Zemba is proud that the UK is giving Deliveroo’s riders the flexibility they crave. ‘The key thing for us really is that we are operating the best model for our riders – the model that gives them the most flexibility – because we know that that’s the thing that’s important to them,’ she says. ‘That’s the basis of all our decision-making and what we try to defend and protect.’

“The key thing for us really is that we are operating the best model for our riders – the model that gives them the most flexibility – because we know that that’s the thing that’s important to them

She says riders aren’t alone in wanting more flexible employment arrangements. ‘What the gig economy has shown is that actually there is a real need and want from people to work flexibly,’ she says. ‘It’s something that they really do value. We passionately believe in that and we will continue to defend that because we know that that’s what our riders want.’

However, a handful of other jurisdictions from Australia to The Netherlands have ruled that Deliveroo riders should be classed as employees, ensuring that the debate over workers’ rights in the gig economy isn’t going away any time soon. In May, the Spanish government passed a new Rider Law, which requires online delivery platforms to employ their couriers as staff, rather than independent contractors. Companies were given 90 days to comply with the new legislation.

Although the law has been welcomed by some riders in Spain, others argue that the regulation could make jobs in the sector more precarious. At the end of July, Deliveroo announced the legislation had partly contributed to its decision to review its operations in the country going forward.

Problem solvers

Despite managing a 50-strong legal function and sitting on the Executive team, Zemba is heavily involved in the day-to-day issues the team faces and enjoys stretching the team’s capabilities. For the company’s IPO, she particularly enjoyed worked on the dual-class share structure – a set-up which has already proved popular with US tech companies. ‘I found it really intellectually challenging,’ she says.  ‘I also think this is the right mechanism to have for other tech companies who might want to list. As with many things that we’re doing at Deliveroo, we’re pushing the boundaries and we’re trying to see what’s possible.’

“We’ve tried to be a different legal team in the sense that we really now think of ourselves as problem solvers. It teaches you to put law into perspective

Navigating the business through the legal and financial uncertainties presented by the pandemic has been a steep learning curve for Zemba, but she’s taken to each challenge like a duck to water. ‘We’ve tried to be a different legal team in the sense that we really now think of ourselves as problem solvers,’ she says. ‘It teaches you to put law into perspective.’ Zemba adds that she was very passionate about ensuring that the company’s lawyers think in this way, seeing the law as but one of many things to consider when approaching a challenge, as it ‘frees them from the constraints sometimes of strict legal thinking.’
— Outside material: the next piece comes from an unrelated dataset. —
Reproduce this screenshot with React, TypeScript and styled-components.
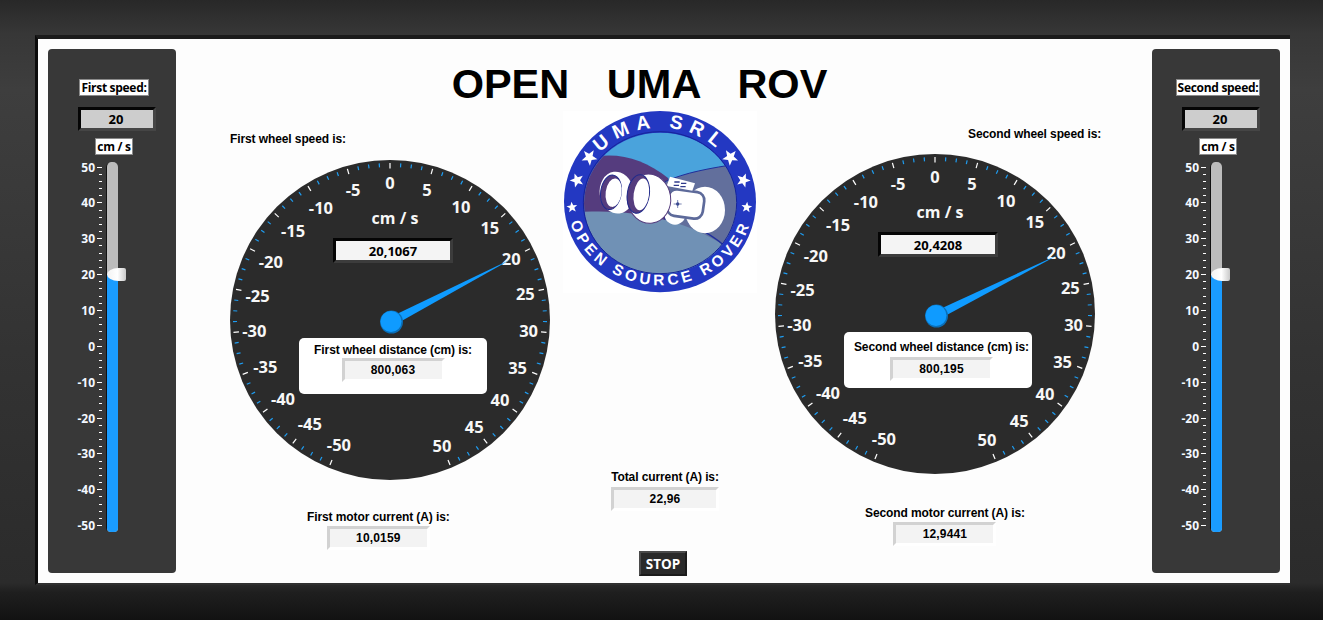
import React from 'react'
import styled, { createGlobalStyle } from 'styled-components'

const blue = '#0f9bff'
const dial = '#2b2b2b'
const uiFont = '"Open Sans", "Liberation Sans", sans-serif'
const labelFont = '"Liberation Sans", Arial, sans-serif'

const GlobalStyle = createGlobalStyle`
  html, body {
    margin: 0;
    width: 1323px;
    height: 620px;
    overflow: hidden;
    background: #2b2b2b;
  }
`

const Page = styled.div`
  width: 1323px;
  height: 620px;
  box-sizing: border-box;
  padding: 35px 33px 35px 35px;
  background: linear-gradient(
    180deg,
    #282828 0,
    #373737 34px,
    #3e3e3e 90px,
    #333 350px,
    #2b2b2b 583px,
    #1f1f1f 592px,
    #121212 620px
  );
`

const Frame = styled.div`
  height: 100%;
  box-sizing: border-box;
  display: flex;
  justify-content: space-between;
  padding: 10px;
  background: #fdfdfd;
  border-top: 4px solid #1c1c1c;
  border-left: 3px solid #0c0c0c;
  border-bottom: 2px solid #303030;
`

const Panel = styled.aside`
  width: 128px;
  flex: none;
  box-sizing: border-box;
  padding: 30px 0 0 4px;
  display: flex;
  flex-direction: column;
  align-items: center;
  background: #383838;
  border-radius: 4px;
`

const Tag = styled.div<{ $gap: number }>`
  height: 17px;
  box-sizing: border-box;
  padding: 0 1px;
  margin-bottom: ${(p) => p.$gap}px;
  display: flex;
  align-items: center;
  background: #fff;
  border: 1px solid #8a8a8a;
  color: #000;
  font: 700 12px ${uiFont};
  letter-spacing: -0.3px;
  white-space: nowrap;
`

const SetPoint = styled.div`
  width: 78px;
  height: 24px;
  margin: 0 0 7px 5px;
  padding-right: 1px;
  box-sizing: border-box;
  display: flex;
  align-items: center;
  justify-content: center;
  background: #cdcdcd;
  border-style: solid;
  border-width: 3px;
  border-color: #050505 #454545 #454545 #050505;
  color: #000;
  font: 700 13px ${uiFont};
`

const Slider = styled.div`
  align-self: flex-start;
  margin: 0 0 0 16px;
  display: flex;
  gap: 4px;
  height: 370px;
`

const Scale = styled.div`
  width: 34px;
  box-sizing: border-box;
  padding: 5px 0 6px;
  display: flex;
  flex-direction: column;
  justify-content: space-between;
  align-items: flex-end;
`

const ScaleRow = styled.div`
  height: 0;
  display: flex;
  align-items: center;
  gap: 2px;
  color: #f4f8ff;
  font: 700 12px ${uiFont};
  white-space: nowrap;
`

const ScaleTick = styled.span<{ $major: boolean }>`
  width: ${(p) => (p.$major ? 5 : 3)}px;
  height: 1px;
  background: #fff;
`

const Track = styled.div`
  position: relative;
  width: 12px;
  box-sizing: border-box;
  border-left: 1px solid #111;
  background: #bcbcbc;
  border-radius: 5px 5px 4px 4px;
`

const TrackFill = styled.div`
  position: absolute;
  left: 0;
  right: 0;
  bottom: 0;
  background: #1a9cff;
  border-radius: 0 0 4px 4px;
`

const Thumb = styled.div`
  position: absolute;
  left: 0;
  width: 19px;
  height: 13px;
  margin-bottom: -6px;
  background: linear-gradient(90deg, #f2f2f2 0, #fff 55%, #c9c9c9 100%);
  border-radius: 60% 2px 2px 60% / 50% 2px 2px 50%;
`

const Board = styled.main`
  flex: 1;
  display: grid;
  grid-template-columns: 374px 225px 1fr;
  grid-template-rows: 62px 1fr;
`

const Title = styled.h1`
  grid-column: 1 / -1;
  margin: 0;
  padding: 11px 49px 0 0;
  text-align: center;
  color: #000;
  font: 700 41.5px/48px ${labelFont};
  white-space: pre;
  word-spacing: 1px;
`

const GaugeColumn = styled.section<{ $inset: number }>`
  padding-left: ${(p) => p.$inset}px;
  display: flex;
  flex-direction: column;
  align-items: flex-start;
`

const Caption = styled.div`
  color: #000;
  font: 700 12px/14px ${labelFont};
  letter-spacing: -0.1px;
  white-space: nowrap;
`

const SpeedCaption = styled(Caption)<{ $top: number; $left: number; $gap: number }>`
  margin: ${(p) => p.$top}px 0 ${(p) => p.$gap}px ${(p) => p.$left}px;
`

const GaugeBox = styled.div`
  position: relative;
  width: 320px;
  height: 320px;
`

const GaugeSvg = styled.svg`
  display: block;
`

const GaugeText = styled.text<{ $size: number }>`
  fill: #f7f7f7;
  font: 700 ${(p) => p.$size}px ${uiFont};
  text-anchor: middle;
  dominant-baseline: central;
`

const GaugeReadout = styled.div`
  position: absolute;
  left: 103px;
  top: 78px;
  width: 120px;
  height: 25px;
  box-sizing: border-box;
  display: flex;
  align-items: center;
  justify-content: center;
  background: #f4f4f4;
  border-style: solid;
  border-width: 3px;
  border-color: #050505 #3c3c3c #3c3c3c #050505;
  color: #000;
  font: 700 13px ${uiFont};
`

const DistanceCard = styled.div<{ $shift: number; $top: number; $gap: number }>`
  position: absolute;
  left: 69px;
  top: 178px;
  width: 188px;
  height: 56px;
  box-sizing: border-box;
  padding: ${(p) => p.$top}px 0 0 ${(p) => p.$shift}px;
  display: flex;
  flex-direction: column;
  align-items: center;
  gap: ${(p) => p.$gap}px;
  background: #fff;
  border-radius: 5px;
`

const Field = styled.div<{ $width: number }>`
  width: ${(p) => p.$width}px;
  height: 24px;
  box-sizing: border-box;
  display: flex;
  align-items: center;
  justify-content: center;
  background: #f3f3f3;
  border-style: solid;
  border-width: 3px;
  border-color: #d2d2d2 #fff #fff #d2d2d2;
  color: #000;
  font: 700 12px ${labelFont};
  letter-spacing: 0.15px;
`

const Reading = styled.div<{ $top: number; $left: number; $gap: number }>`
  margin: ${(p) => p.$top}px 0 0 ${(p) => p.$left}px;
  display: flex;
  flex-direction: column;
  align-items: center;
  gap: ${(p) => p.$gap}px;
`

const CenterColumn = styled.section`
  display: flex;
  flex-direction: column;
  align-items: flex-start;
`

const LogoSvg = styled.svg`
  display: block;
  margin-left: 13px;
`

const StopButton = styled.button`
  width: 48px;
  height: 25px;
  margin: 40px 0 0 89px;
  padding: 0;
  box-sizing: border-box;
  background: #2a2a2a;
  border: 2px solid;
  border-color: #4a4a4a #1b1b1b #1b1b1b #4a4a4a;
  color: #fff;
  font: 700 13.5px ${uiFont};
`

const angleOf = (v: number) => (v * 3.15 * Math.PI) / 180

const polar = (r: number, v: number) => ({
  x: 160 + r * Math.sin(angleOf(v)),
  y: 160 - r * Math.cos(angleOf(v)),
})

// the dial numbers don't sit on a perfect circle in the original
const labelNudge: Record<number, [number, number]> = {
  [-10]: [2, 3],
  [-15]: [3, 3],
  [-20]: [2, 3],
  [-25]: [1, 2],
  [-35]: [3, -1],
  [-40]: [3, -1],
  [-45]: [4, -3],
  [-50]: [1, -1],
  0: [0, -2],
  10: [0, 2],
  25: [2, 0],
  30: [3, 0],
}

interface GaugeProps {
  value: number
  text: string
  distanceLabel: string
  distance: string
  shift: number
  cardTop: number
  cardGap: number
}

const Gauge: React.FC<GaugeProps> = ({ value, text, distanceLabel, distance, shift, cardTop, cardGap }) => {
  const ticks: number[] = []
  for (let v = -50; v <= 50; v += 1.25) ticks.push(v)
  const labels: number[] = []
  for (let v = -50; v <= 50; v += 5) labels.push(v)
  const tip = polar(138, value)
  const a = angleOf(value)
  const hx = 161.5
  const hy = 161.5
  const px = 4.5 * Math.cos(a)
  const py = 4.5 * Math.sin(a)
  return (
    <GaugeBox>
      <GaugeSvg width={320} height={320} viewBox="0 0 320 320">
        <circle cx={160} cy={160} r={160} fill={dial} />
        {ticks.map((v) => {
          const major = v % 5 === 0
          const from = polar(major ? 151.5 : 153, v)
          const to = polar(157, v)
          return (
            <line
              key={v}
              x1={from.x}
              y1={from.y}
              x2={to.x}
              y2={to.y}
              stroke={major ? '#fff' : '#1e9df2'}
              strokeWidth={1.2}
            />
          )
        })}
        {labels.map((v) => {
          const at = polar(136, v)
          const [dx, dy] = labelNudge[v] ?? [0, 0]
          return (
            <GaugeText key={v} x={at.x + dx} y={at.y + dy} $size={16.5}>
              {v}
            </GaugeText>
          )
        })}
        <GaugeText x={165} y={58} $size={16}>
          cm / s
        </GaugeText>
        <polygon
          points={`${hx + px},${hy + py} ${hx - px},${hy - py} ${tip.x},${tip.y}`}
          fill={blue}
        />
        <circle cx={hx} cy={hy + 0.5} r={11.5} fill="#0a6fb8" />
        <circle cx={hx - 0.5} cy={hy} r={10.5} fill={blue} />
      </GaugeSvg>
      <GaugeReadout>{text}</GaugeReadout>
      <DistanceCard $shift={shift} $top={cardTop} $gap={cardGap}>
        <Caption>{distanceLabel}</Caption>
        <Field $width={103}>{distance}</Field>
      </DistanceCard>
    </GaugeBox>
  )
}

function scaleRows() {
  const out: number[] = []
  for (let v = 50; v >= -50; v -= 2) out.push(v)
  return out
}

const SpeedPanel: React.FC<{ title: string; value: number }> = ({ title, value }) => {
  const fromBottom = 6 + (value + 50) * 3.58
  return (
    <Panel>
      <Tag $gap={11}>{title}</Tag>
      <SetPoint>{value}</SetPoint>
      <Tag $gap={7}>cm / s</Tag>
      <Slider>
        <Scale>
          {scaleRows().map((v) => (
            <ScaleRow key={v}>
              {v % 10 === 0 && v}
              <ScaleTick $major={v % 10 === 0} />
            </ScaleRow>
          ))}
        </Scale>
        <Track>
          <TrackFill style={{ height: fromBottom }} />
          <Thumb style={{ bottom: fromBottom }} />
        </Track>
      </Slider>
    </Panel>
  )
}

const star = (cx: number, cy: number, r: number, turn: number) => {
  const pts: string[] = []
  for (let i = 0; i < 10; i++) {
    const rad = i % 2 === 0 ? r : r * 0.42
    const t = turn + (i * Math.PI) / 5
    pts.push(`${cx + rad * Math.sin(t)},${cy - rad * Math.cos(t)}`)
  }
  return pts.join(' ')
}

const LogoText = styled.text<{ $size: number }>`
  fill: #fff;
  font: 700 ${(p) => p.$size}px ${labelFont};
`

// drawn in the coordinates of a 3x crop, so the numbers are easy to compare
const Logo = () => (
  <LogoSvg width={194} height={182} viewBox="24 33 582 546">
    <rect x={24} y={33} width={582} height={546} fill="#fff" />
    <defs>
      <clipPath id="logo-inner">
        <ellipse cx={316} cy={310} rx={229} ry={212} />
      </clipPath>
      <path id="logo-top" d="M 75 305 A 241 222 0 0 1 557 305" />
      <path id="logo-bottom" d="M 36 300 A 280 256 0 0 0 596 300" />
    </defs>
    <ellipse cx={315} cy={305} rx={288} ry={272} fill="#2338c2" />
    <g clipPath="url(#logo-inner)">
      <rect x={80} y={90} width={480} height={440} fill="#4aa3dc" />
      <path d="M 80 180 C 170 150 260 170 340 235 L 340 420 L 80 420 Z" fill="#553c7e" />
      <path d="M 330 245 C 390 218 460 205 560 190 L 560 470 L 330 470 Z" fill="#626f9c" stroke="#1f2f9c" strokeWidth={3} />
      <path d="M 80 336 C 240 325 400 365 505 435 L 560 540 L 80 540 Z" fill="#7091b5" />
      <path d="M 400 368 C 440 390 480 410 505 435" fill="none" stroke="#1f2f9c" strokeWidth={4} />
    </g>
    <ellipse cx={315} cy={308} rx={230} ry={213} fill="none" stroke="#16249a" strokeWidth={3} />
    <ellipse cx={450} cy={330} rx={60} ry={70} fill="#fff" />
    <ellipse cx={360} cy={342} rx={32} ry={32} fill="#fff" />
    <rect x={338} y={272} width={108} height={80} rx={24} fill="#fff" stroke="#5d6a9a" strokeWidth={8} transform="rotate(8 392 312)" />
    <polygon points="345,230 420,250 412,272 335,258" fill="#fff" />
    <path d="M 358 246 h 16 M 378 250 h 16 M 356 256 h 16 M 376 260 h 16" stroke="#2f3a8c" strokeWidth={4} />
    <path d="M 368 300 v 24 M 356 312 h 24" stroke="#3a4a90" strokeWidth={2} />
    <circle cx={368} cy={312} r={5} fill="#3a4a90" />
    <ellipse cx={185} cy={278} rx={51} ry={63} fill="#fff" transform="rotate(-8 185 278)" />
    <ellipse cx={168} cy={277} rx={31} ry={52} fill="#553c7e" stroke="#1f2a8c" strokeWidth={3} transform="rotate(8 168 277)" />
    <ellipse cx={176} cy={278} rx={24} ry={43} fill="#fff" transform="rotate(8 176 278)" />
    <ellipse cx={282} cy={296} rx={65} ry={74} fill="#fff" stroke="#553c7e" strokeWidth={3} transform="rotate(-8 282 296)" />
    <ellipse cx={250} cy={282} rx={33} ry={58} fill="#553c7e" stroke="#1f2a8c" strokeWidth={3} transform="rotate(8 250 282)" />
    <ellipse cx={259} cy={283} rx={23} ry={48} fill="#fff" transform="rotate(8 259 283)" />
    <LogoText $size={58} letterSpacing={20}>
      <textPath href="#logo-top" startOffset="50%" textAnchor="middle">
        UMA SRL
      </textPath>
    </LogoText>
    <LogoText $size={46} letterSpacing={11}>
      <textPath href="#logo-bottom" startOffset="50%" textAnchor="middle">
        OPEN SOURCE ROVER
      </textPath>
    </LogoText>
    <polygon points={star(103, 172, 25, -0.7)} fill="#fff" />
    <polygon points={star(66, 241, 22, -0.35)} fill="#fff" />
    <polygon points={star(51, 322, 17, -0.1)} fill="#fff" />
    <polygon points={star(526, 172, 25, 0.7)} fill="#fff" />
    <polygon points={star(565, 241, 22, 0.35)} fill="#fff" />
    <polygon points={star(575, 322, 17, 0.1)} fill="#fff" />
  </LogoSvg>
)

export default function App() {
  return (
    <Page>
      <GlobalStyle />
      <Frame>
        <SpeedPanel title="First speed:" value={20} />
        <Board>
          <Title>{'OPEN   UMA   ROV'}</Title>
          <GaugeColumn $inset={54}>
            <SpeedCaption $top={21} $left={0} $gap={14}>
              First wheel speed is:
            </SpeedCaption>
            <Gauge
              value={20.1067}
              text="20,1067"
              distanceLabel="First wheel distance (cm) is:"
              distance="800,063"
              shift={0}
              cardTop={5}
              cardGap={1}
            />
            <Reading $top={30} $left={77} $gap={2}>
              <Caption>First motor current (A) is:</Caption>
              <Field $width={103}>10,0159</Field>
            </Reading>
          </GaugeColumn>
          <CenterColumn>
            <Logo />
            <Reading $top={177} $left={61} $gap={3}>
              <Caption>Total current (A) is:</Caption>
              <Field $width={108}>22,96</Field>
            </Reading>
            <StopButton>STOP</StopButton>
          </CenterColumn>
          <GaugeColumn $inset={0}>
            <SpeedCaption $top={16} $left={193} $gap={13}>
              Second wheel speed is:
            </SpeedCaption>
            <Gauge
              value={20.4208}
              text="20,4208"
              distanceLabel="Second wheel distance (cm) is:"
              distance="800,195"
              shift={7}
              cardTop={8}
              cardGap={3}
            />
            <Reading $top={32} $left={90} $gap={2}>
              <Caption>Second motor current (A) is:</Caption>
              <Field $width={103}>12,9441</Field>
            </Reading>
          </GaugeColumn>
        </Board>
        <SpeedPanel title="Second speed:" value={20} />
      </Frame>
    </Page>
  )
}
This approach, she says, has enabled her team to tackle problems that extend beyond the pure legal issues affecting the business. ‘I try to really encourage our lawyers to think holistically about problems. You slot the legal bit into where it should be and then you wrap that all up for the business and frame it up and you can give them much better direction on where they need to go. That extends beyond legal and I think that’s how you really add value as a lawyer in-house. I desperately love that process. I don’t think I’d be able to get that in a law firm. That’s why I like being in a business.’